Think of the rise in the products that look like meat, taste like meat and cook like meat, but without an animal in sight! So, what exactly are these meat alternatives? They’re plant-based foods that provide a similar taste and texture to meat, and they’re made from protein that’s been extracted from plants, usually wheat, pea or soy.

Are they better for the planet?

Did you know that a whopping 14.5 per cent of global greenhouse emissions are due to livestock and their by-products? Not only do plant-based foods have no methane emissions, they typically require less water to produce and ship right through the supply chain. So, it’s a win for the environment!

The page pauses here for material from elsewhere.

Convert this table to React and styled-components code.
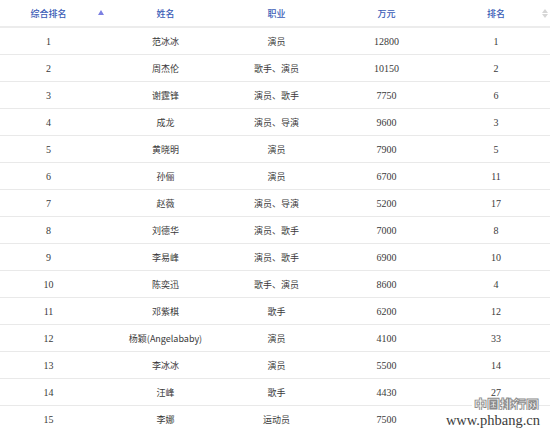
import React from "react";
import styled, { createGlobalStyle } from "styled-components";

const GlobalStyle = createGlobalStyle`
  body {
    margin: 0;
    background: #fff;
    font-family: "Noto Sans CJK SC", "Liberation Serif", serif;
  }
`;

const Page = styled.div`
  position: relative;
  width: 550px;
  height: 430px;
  overflow: hidden;
`;

const Table = styled.table`
  width: 538px;
  border-collapse: collapse;
  table-layout: fixed;
`;

const HeadCell = styled.th`
  position: relative;
  width: ${(p) => p.w}px;
  height: 26px;
  padding: 0 ${(p) => p.pr || 0}px 0 0;
  text-align: center;
  font-size: 9px;
  font-weight: 500;
  color: #3a5cb6;
  border-bottom: 2px solid #ececec;
`;

const Cell = styled.td`
  height: 26px;
  padding: 0 ${(p) => p.pr || 0}px 0 0;
  text-align: center;
  font-size: ${(p) => (p.num ? "10px" : "9px")};
  font-family: ${(p) =>
    p.num ? '"Liberation Serif", serif' : '"Noto Sans CJK SC", "Liberation Serif", serif'};
  color: #3a3a3a;
  border-bottom: 1px solid #e9e9e9;
  white-space: nowrap;
`;

const SortUp = styled.span`
  position: absolute;
  right: 6px;
  top: 10px;
  width: 0;
  height: 0;
  border-left: 3.5px solid transparent;
  border-right: 3.5px solid transparent;
  border-bottom: 5px solid #7c80e2;
`;

const SortBoth = styled.span`
  position: absolute;
  right: 3px;
  top: 9px;
  display: flex;
  flex-direction: column;
  gap: 1px;

  &::before,
  &::after {
    content: "";
    width: 0;
    height: 0;
    border-left: 3px solid transparent;
    border-right: 3px solid transparent;
  }
  &::before {
    border-bottom: 4px solid #d6d6d6;
  }
  &::after {
    border-top: 4px solid #d6d6d6;
  }
`;

const Watermark = styled.div`
  position: absolute;
  right: 10px;
  bottom: 3px;
  display: flex;
  flex-direction: column;
  align-items: flex-end;
  line-height: 1;
`;

const MarkTitle = styled.div`
  font-family: "Noto Sans CJK SC", sans-serif;
  font-size: 13px;
  font-weight: 900;
  color: #fff;
  -webkit-text-stroke: 0.9px #8a8a8a;
  margin-right: 1px;
  background: #fff;
  padding-left: 2px;
`;

const MarkUrl = styled.div`
  font-family: "Liberation Serif", serif;
  font-size: 14.5px;
  color: #3c3c3c;
  background: #fff;
  padding: 3px 0 0 2px;
`;

const rows = [
  [1, "范冰冰", "演员", 12800, 1],
  [2, "周杰伦", "歌手、演员", 10150, 2],
  [3, "谢霆锋", "演员、歌手", 7750, 6],
  [4, "成龙", "演员、导演", 9600, 3],
  [5, "黄晓明", "演员", 7900, 5],
  [6, "孙俪", "演员", 6700, 11],
  [7, "赵薇", "演员、导演", 5200, 17],
  [8, "刘德华", "演员、歌手", 7000, 8],
  [9, "李易峰", "演员、歌手", 6900, 10],
  [10, "陈奕迅", "歌手、演员", 8600, 4],
  [11, "邓紫棋", "歌手", 6200, 12],
  [12, "杨颖(Angelababy)", "演员", 4100, 33],
  [13, "李冰冰", "演员", 5500, 14],
  [14, "汪峰", "歌手", 4430, 27],
  [15, "李娜", "运动员", 7500, 15],
];

export default function App() {
  return (
    <Page>
      <GlobalStyle />
      <Table>
        <thead>
          <tr>
            <HeadCell w={97} pr={13}>
              综合排名
              <SortUp />
            </HeadCell>
            <HeadCell w={111}>姓名</HeadCell>
            <HeadCell w={111}>职业</HeadCell>
            <HeadCell w={109}>万元</HeadCell>
            <HeadCell w={110}>
              排名
              <SortBoth />
            </HeadCell>
          </tr>
        </thead>
        <tbody>
          {rows.map((r) => (
            <tr key={r[0]}>
              <Cell num pr={13}>{r[0]}</Cell>
              <Cell>{r[1]}</Cell>
              <Cell>{r[2]}</Cell>
              <Cell num>{r[3]}</Cell>
              <Cell num>{r[4]}</Cell>
            </tr>
          ))}
        </tbody>
      </Table>
      <Watermark>
        <MarkTitle>中国排行网</MarkTitle>
        <MarkUrl>www.phbang.cn</MarkUrl>
      </Watermark>
    </Page>
  );
}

Are they really better for me?

Research shows that people following a balanced, plant-based diet are healthier and often slimmer than meat eaters. However, are these meat alternatives healthier than the real deal? Plant-based meats are typically lower in total fat and calories when compared to meat. They provide an additional source of protein without the cholesterol typically associated with meat products. To make the best choice, look for those lower in saturated fat and sodium. When eaten occasionally, along with a diet rich in fruits, vegetables, whole grains, nuts and seeds, meat alternatives add convenience, variety and new flavours to your diet. Meat alternative products are not a replacement for the whole food plant proteins that you may have been eating, such as legumes, soy and nuts. However, if you want to have the occasional meal that has a similar taste and texture to meat, but without eating animals, then that’s when meat alternatives are a great addition to the menu.

 

Other types of plant-based protein

Pistachios

These tasty little morsels are the perfect package, providing the awesome combination of plant protein, iron and zinc, all of which are important nutrients for those who follow a vegetarian diet. Pistachios and almonds have the most protein of all nuts, with just one handful containing six grams. Another nutty option is cashews, providing five grams of protein in one handful.

Chickpeas

Budget-friendly nutrition at its best! Chickpeas are cheap to buy, low in fat, low GI and a good source of B-group vitamins. They’re also a good source of iron, zinc, folate and magnesium, and a great way to add amino acids to your diet. Mix them with tahini (sesame paste) to make hummous, and you’ll tick the box for a nutritious spread that’s a complete protein.

Fava beans

This ancient bean was one of the first crops to be farmed. Known as the king of beans, fava beans are full of nutrients with a 150-gram serving providing 11 grams of protein as well as fibre, folate, vitamin C, iron, riboflavin and thiamine.